O'Reilly is practically rolling his eyes with impatience at Smith's outrage about the plight of a bunch of losers who were asking for it. He really, really wants to talk about scary black boogeymen and steppin-fetchit politicans. It doesn't work out. He looks relieved to move over to the Natalee Holloway story.
NOT A NATIONAL DISGRACE [Rich Lowry] A dissent from this column I wrote yesterday:
It is not. It is - or ought to be - a disgrace and an embarrassment to Louisiana and New Orleans. I see the way Florida prepares for and responds to hurricanes; I see the way Mississippi and Alabama are dealing with this one; I've seen the Carolinas and Virginia deal with hurricanes, too. I've been in Miami and Norfolk when hurricanes hit, though not as severe as this one, and seen folks come together to support each other in the crisis. I see the outpouring of support from surrounding states and from the federal government heading to Louisiana as fast as it can.
And then I see citizens of New Orleans shooting, raping, burning, and plundering while their government officials stand by helplessly...

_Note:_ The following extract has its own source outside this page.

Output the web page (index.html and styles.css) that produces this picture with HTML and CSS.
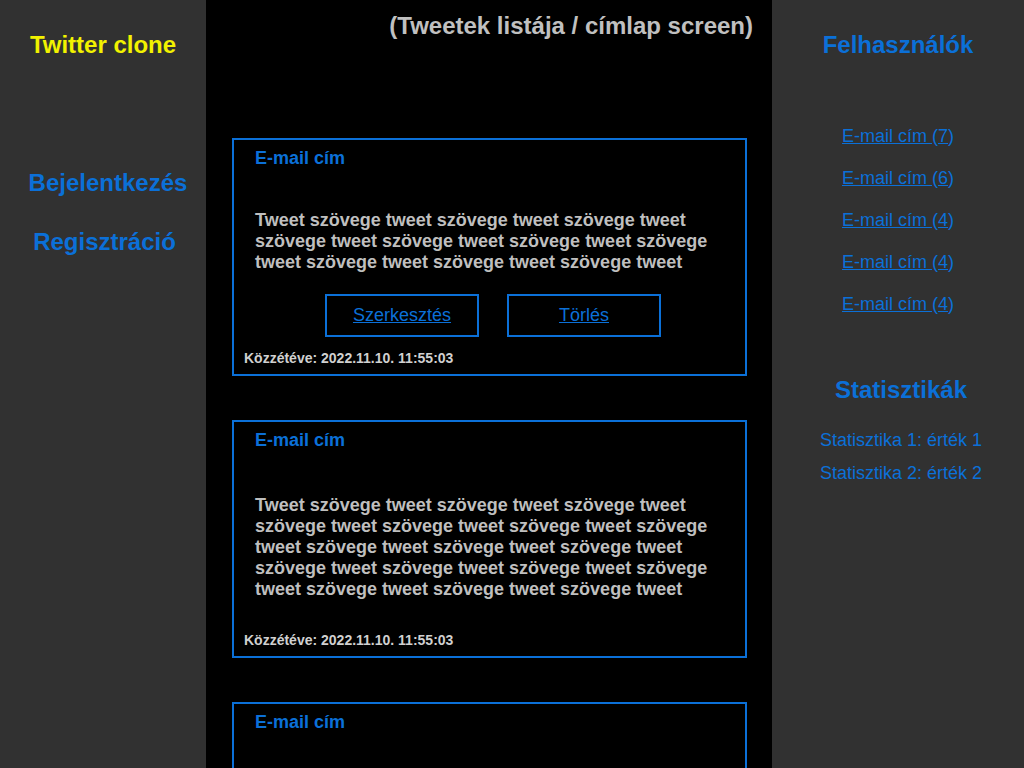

Fox News reporters have played this story pretty straight (for them) and it's making the stars extremely uncomfortable. Somebody's going to have to have a talk with the supporting cast. They are going off script.

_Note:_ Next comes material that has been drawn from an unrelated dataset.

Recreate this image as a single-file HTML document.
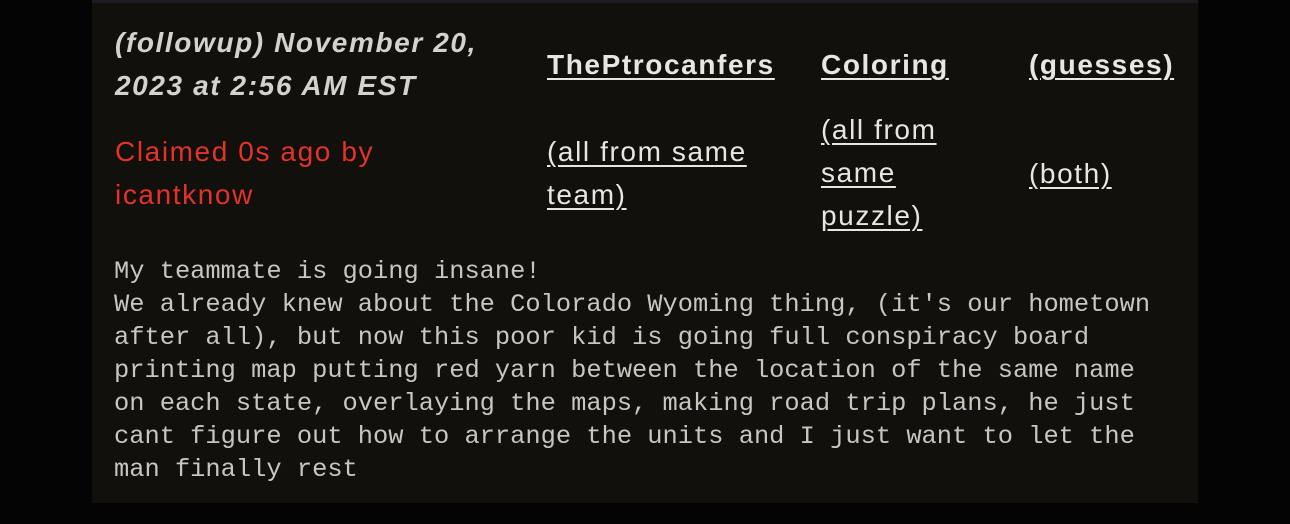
<!DOCTYPE html>
<html><head><meta charset="utf-8"><style>
html,body{margin:0;padding:0;background:#040404;width:1290px;height:524px;overflow:hidden}
.top{position:absolute;left:92px;top:0;width:1106px;height:3px;background:#1c1c22}
.panel{position:absolute;left:92px;top:3px;width:1106px;height:500px;background:#12100c}
.t{position:absolute;font-family:"Liberation Sans",sans-serif;font-size:28px;line-height:43px;white-space:nowrap;letter-spacing:1.6px}
.h{font-weight:bold;font-style:italic;color:#d4d2cc}
.l{color:#e8e6e0;text-decoration:underline;text-decoration-thickness:2px;text-underline-offset:4px}
.b{font-weight:bold}
.r{color:#e2332a}
.m{position:absolute;left:114px;top:255px;font-family:"Liberation Mono",monospace;font-size:25.4px;line-height:33px;color:#c9c6bf;white-space:pre}
</style></head><body>
<div class="top"></div><div class="panel"></div>
<div class="t h" style="left:115px;top:21px">(followup) November 20,<br>2023 at 2:56 AM EST</div>
<div class="t l b" style="left:547px;top:43px">ThePtrocanfers</div>
<div class="t l b" style="left:821px;top:43px">Coloring</div>
<div class="t l b" style="left:1029px;top:43px">(guesses)</div>
<div class="t r" style="left:115px;top:130px">Claimed 0s ago by<br>icantknow</div>
<div class="t l" style="left:547px;top:130px">(all from same<br>team)</div>
<div class="t l" style="left:821px;top:108px">(all from<br>same<br>puzzle)</div>
<div class="t l" style="left:1029px;top:152px">(both)</div>
<div class="m">My teammate is going insane!
We already knew about the Colorado Wyoming thing, (it's our hometown
after all), but now this poor kid is going full conspiracy board
printing map putting red yarn between the location of the same name
on each state, overlaying the maps, making road trip plans, he just
cant figure out how to arrange the units and I just want to let the
man finally rest</div>
</body></html>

Update: Sean's up now and he's equally uncomfortable with Shep's story about the thousands still stuck on freeways and bridges with no food and water --- who have been ignored for days now. He's been covering one single bridge for days and nobody knows why they haven't been helped yet. He's almost shrill.
Now Geraldo comes on and he freaks out, begging the authorities to let people still stuck at the convention center walk out of town. Shep comes back and he says they have checkpoints set up turning people back to the city if they try. (wtf?) They are both on the verge of tears.
Sean says they need to get some perspective and Shep screams at him "this is the perspective!"
This was some amazing TV. Kudos to Shep Smith and Geraldo for not letting O'Reilly and Hannity spin their GOP "resolve" apologia bullshit. I'm fairly shocked.